Sai Reddy was one of at least eight Indian journalists who were killed during 2013. The level of violence against journalists in 2013 in India surpassed the previous high level of violence reached in 1997 when seven were killed. Nemi Chand Jain was also killed in Chhattisgarh in February 2013. According to news reports, Jain was killed by the Maoists and the group confirmed it, which makes Reddy the second journalist killed by the Maoist in 2013. He was one of 70 journalists killed worldwide in 2013. Forbidden Stories named Sai Reddy as 1 of 13 reporters investigating environmental issues that were killed between 2009 and 2019.

== Reaction ==
Within 45 days of Reddy's murder, the Maoists not only took responsibility for his murder but said they were mistaken about his working for the police.

After his killing outside the market in front of eyewitnesses, police suspected Maoists and that was confirmed by a press release released after the attack. Journalists in Basaguda marched through the lands of the Maoists over a three-day period to protest his death and out of concern for their own safety.

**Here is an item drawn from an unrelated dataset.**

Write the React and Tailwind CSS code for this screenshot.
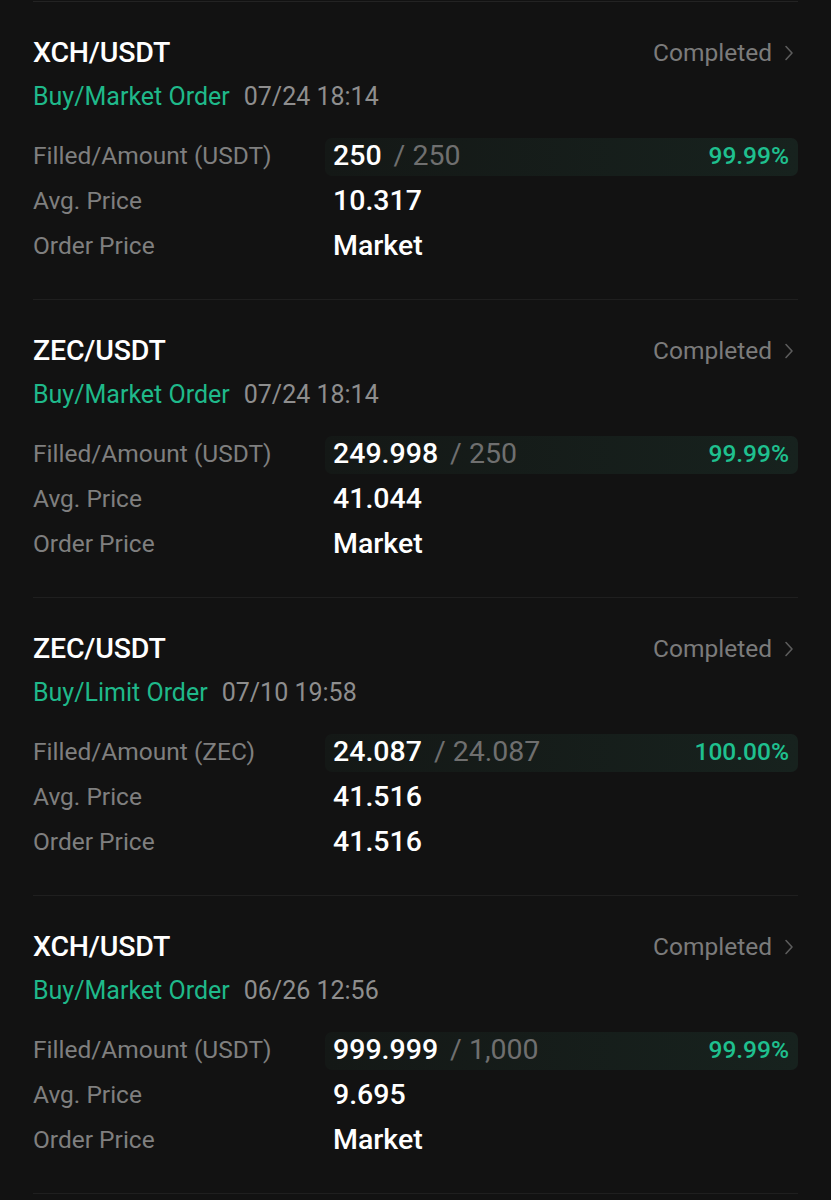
import React from "react";

const orders = [
  {
    pair: "XCH/USDT",
    side: "Buy/Market Order",
    time: "07/24 18:14",
    unit: "USDT",
    filled: "250",
    amount: "250",
    pct: "99.99%",
    avg: "10.317",
    price: "Market",
  },
  {
    pair: "ZEC/USDT",
    side: "Buy/Market Order",
    time: "07/24 18:14",
    unit: "USDT",
    filled: "249.998",
    amount: "250",
    pct: "99.99%",
    avg: "41.044",
    price: "Market",
  },
  {
    pair: "ZEC/USDT",
    side: "Buy/Limit Order",
    time: "07/10 19:58",
    unit: "ZEC",
    filled: "24.087",
    amount: "24.087",
    pct: "100.00%",
    avg: "41.516",
    price: "41.516",
  },
  {
    pair: "XCH/USDT",
    side: "Buy/Market Order",
    time: "06/26 12:56",
    unit: "USDT",
    filled: "999.999",
    amount: "1,000",
    pct: "99.99%",
    avg: "9.695",
    price: "Market",
  },
];

const Chevron = () => (
  <svg width="10" height="18" viewBox="0 0 10 18" fill="none" className="ml-[12px]">
    <path d="M2 2.5 L8 9 L2 15.5" stroke="#5c5c5c" strokeWidth="1.6" strokeLinecap="round" strokeLinejoin="round" />
  </svg>
);

const OrderCard = ({ o }) => (
  <div className="pt-[35px] pb-[30px]">
    {/* header */}
    <div className="flex h-[32px] items-center justify-between">
      <span className="text-[28.5px] font-medium tracking-[-0.2px] text-white">{o.pair}</span>
      <span className="flex items-center pr-[4px] text-[24.5px] text-[#7b7b7b]">
        Completed
        <Chevron />
      </span>
    </div>
    <div className="mt-[13px] flex h-[30px] items-center text-[25px]">
      <span className="text-[#1fb98a]">{o.side}</span>
      <span className="ml-[14px] text-[#8e8e8e]">{o.time}</span>
    </div>

    {/* details */}
    <div className="mt-[22px]">
      <div className="flex h-[45px] items-center">
        <span className="w-[292px] text-[24.5px] text-[#7f7f7f]">Filled/Amount ({o.unit})</span>
        <div className="flex h-[38px] flex-1 items-center justify-between rounded-[7px] bg-gradient-to-r from-[#141816] to-[#17221e] pl-[8px] pr-[9px]">
          <span className="text-[28.5px]">
            <span className="font-medium text-white">{o.filled}</span>
            <span className="ml-[12px] text-[#6f6f6f]">/ {o.amount}</span>
          </span>
          <span className="text-[24.5px] font-medium text-[#1fc08f]">{o.pct}</span>
        </div>
      </div>
      <div className="flex h-[45px] items-center">
        <span className="w-[300px] text-[24.5px] text-[#7f7f7f]">Avg. Price</span>
        <span className="text-[28.5px] font-medium text-white">{o.avg}</span>
      </div>
      <div className="flex h-[45px] items-center">
        <span className="w-[300px] text-[24.5px] text-[#7f7f7f]">Order Price</span>
        <span className="text-[28.5px] font-medium text-white">{o.price}</span>
      </div>
    </div>
  </div>
);

export default function App() {
  return (
    <div
      className="min-h-[1200px] w-[831px] bg-[#121212] px-[33px] pt-px"
      style={{ fontFamily: "Roboto, 'Noto Sans', sans-serif" }}
    >
      <div className="h-px bg-[#232323]" />
      {orders.map((o, i) => (
        <div key={i}>
          <OrderCard o={o} />
          <div className="h-px bg-[#1f1f1f]" />
        </div>
      ))}
    </div>
  );
}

The Indian Journalists Union called for arrests. The president and secretary of Journalists' Forum Assam (JFA) called Reddy's murderers "cowards" and threw their support behind the journalists of the Chattishgrah who demonstrating against Reddy's murder. The JFA, which has also experienced problems in Assam supported the principle of neutrality of journalists between political and security forces

Irina Bokova, the director general of UNESCO, also responded to Reddy's murder, "I urge the authorities to investigate this crime. Violence against media workers undermines the ability of journalists to carry out their work freely as well as the right of citizens to receive the independent information they need."

The Committee to Protect Journalists requested that India investigate his murder and a spokesperson said, "Journalists in Chhattisgarh have become targets in the conflict between the Indian state and the Maoists for simply reporting the realities on the ground."